__Challenge__
Transcribe the listing in full, excluding any pictures.

--*--

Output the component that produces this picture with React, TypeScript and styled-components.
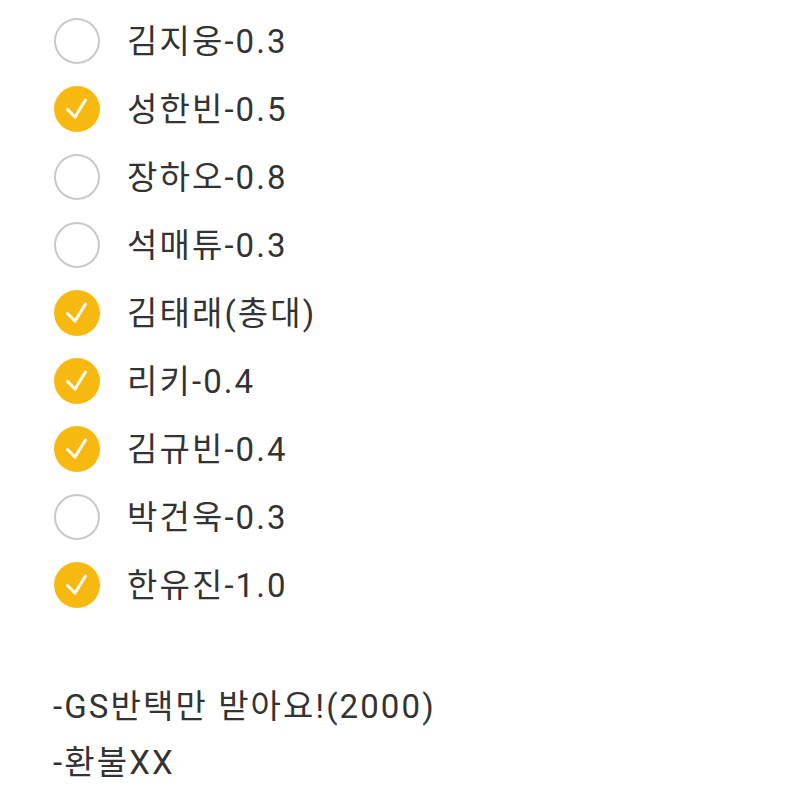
import React from 'react';
import styled, { createGlobalStyle } from 'styled-components';

const GlobalStyle = createGlobalStyle`
  html, body {
    margin: 0;
    padding: 0;
    background: #fff;
    overflow: hidden;
  }
  body {
    font-family: Roboto, 'Noto Sans CJK KR', sans-serif;
    color: #333;
  }
`;

const Page = styled.div`
  padding: 7px 0 0 54px;
`;

const List = styled.ul`
  list-style: none;
  margin: 0;
  padding: 0;
`;

const Row = styled.li`
  display: flex;
  align-items: center;
  gap: 27px;
  height: 68px;
`;

const Circle = styled.span<{ $checked: boolean }>`
  box-sizing: border-box;
  width: 46px;
  height: 46px;
  flex: none;
  border-radius: 50%;
  display: flex;
  align-items: center;
  justify-content: center;
  background: ${(p) => (p.$checked ? '#f7b90f' : '#fff')};
  border: ${(p) => (p.$checked ? 'none' : '2px solid #c9c9c9')};
  svg {
    display: block;
  }
`;

const Label = styled.span`
  font-size: 33px;
  line-height: 1;
  color: #333;
  letter-spacing: 2.1px;
`;

const Notes = styled.div`
  margin-top: 60px;
  margin-left: -1px;
`;

const Note = styled.p`
  margin: 0;
  font-size: 33px;
  line-height: 56px;
  color: #333;
  letter-spacing: 2.1px;
`;

const items = [
  { name: '김지웅-0.3', checked: false },
  { name: '성한빈-0.5', checked: true },
  { name: '장하오-0.8', checked: false },
  { name: '석매튜-0.3', checked: false },
  { name: '김태래(총대)', checked: true },
  { name: '리키-0.4', checked: true },
  { name: '김규빈-0.4', checked: true },
  { name: '박건욱-0.3', checked: false },
  { name: '한유진-1.0', checked: true },
];

function Check() {
  return (
    <svg width="26" height="26" viewBox="0 0 26 26">
      <path
        d="M3.5 13.5 L11 21 L21.5 4"
        fill="none"
        stroke="#fff"
        strokeWidth="3"
        strokeLinecap="round"
        strokeLinejoin="round"
      />
    </svg>
  );
}

function App() {
  return (
    <Page>
      <GlobalStyle />
      <List>
        {items.map((item) => (
          <Row key={item.name}>
            <Circle $checked={item.checked}>{item.checked && <Check />}</Circle>
            <Label>{item.name}</Label>
          </Row>
        ))}
      </List>
      <Notes>
        <Note>-GS반택만 받아요!(2000)</Note>
        <Note>-환불XX</Note>
      </Notes>
    </Page>
  );
}

export default App;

--*--

__Answer for the task__
Output the component that produces this picture with React, TypeScript and styled-components.
import React from 'react';
import styled, { createGlobalStyle } from 'styled-components';

const GlobalStyle = createGlobalStyle`
  html, body {
    margin: 0;
    padding: 0;
    background: #fff;
    overflow: hidden;
  }
  body {
    font-family: Roboto, 'Noto Sans CJK KR', sans-serif;
    color: #333;
  }
`;

const Page = styled.div`
  padding: 7px 0 0 54px;
`;

const List = styled.ul`
  list-style: none;
  margin: 0;
  padding: 0;
`;

const Row = styled.li`
  display: flex;
  align-items: center;
  gap: 27px;
  height: 68px;
`;

const Circle = styled.span<{ $checked: boolean }>`
  box-sizing: border-box;
  width: 46px;
  height: 46px;
  flex: none;
  border-radius: 50%;
  display: flex;
  align-items: center;
  justify-content: center;
  background: ${(p) => (p.$checked ? '#f7b90f' : '#fff')};
  border: ${(p) => (p.$checked ? 'none' : '2px solid #c9c9c9')};
  svg {
    display: block;
  }
`;

const Label = styled.span`
  font-size: 33px;
  line-height: 1;
  color: #333;
  letter-spacing: 2.1px;
`;

const Notes = styled.div`
  margin-top: 60px;
  margin-left: -1px;
`;

const Note = styled.p`
  margin: 0;
  font-size: 33px;
  line-height: 56px;
  color: #333;
  letter-spacing: 2.1px;
`;

const items = [
  { name: '김지웅-0.3', checked: false },
  { name: '성한빈-0.5', checked: true },
  { name: '장하오-0.8', checked: false },
  { name: '석매튜-0.3', checked: false },
  { name: '김태래(총대)', checked: true },
  { name: '리키-0.4', checked: true },
  { name: '김규빈-0.4', checked: true },
  { name: '박건욱-0.3', checked: false },
  { name: '한유진-1.0', checked: true },
];

function Check() {
  return (
    <svg width="26" height="26" viewBox="0 0 26 26">
      <path
        d="M3.5 13.5 L11 21 L21.5 4"
        fill="none"
        stroke="#fff"
        strokeWidth="3"
        strokeLinecap="round"
        strokeLinejoin="round"
      />
    </svg>
  );
}

function App() {
  return (
    <Page>
      <GlobalStyle />
      <List>
        {items.map((item) => (
          <Row key={item.name}>
            <Circle $checked={item.checked}>{item.checked && <Check />}</Circle>
            <Label>{item.name}</Label>
          </Row>
        ))}
      </List>
      <Notes>
        <Note>-GS반택만 받아요!(2000)</Note>
        <Note>-환불XX</Note>
      </Notes>
    </Page>
  );
}

export default App;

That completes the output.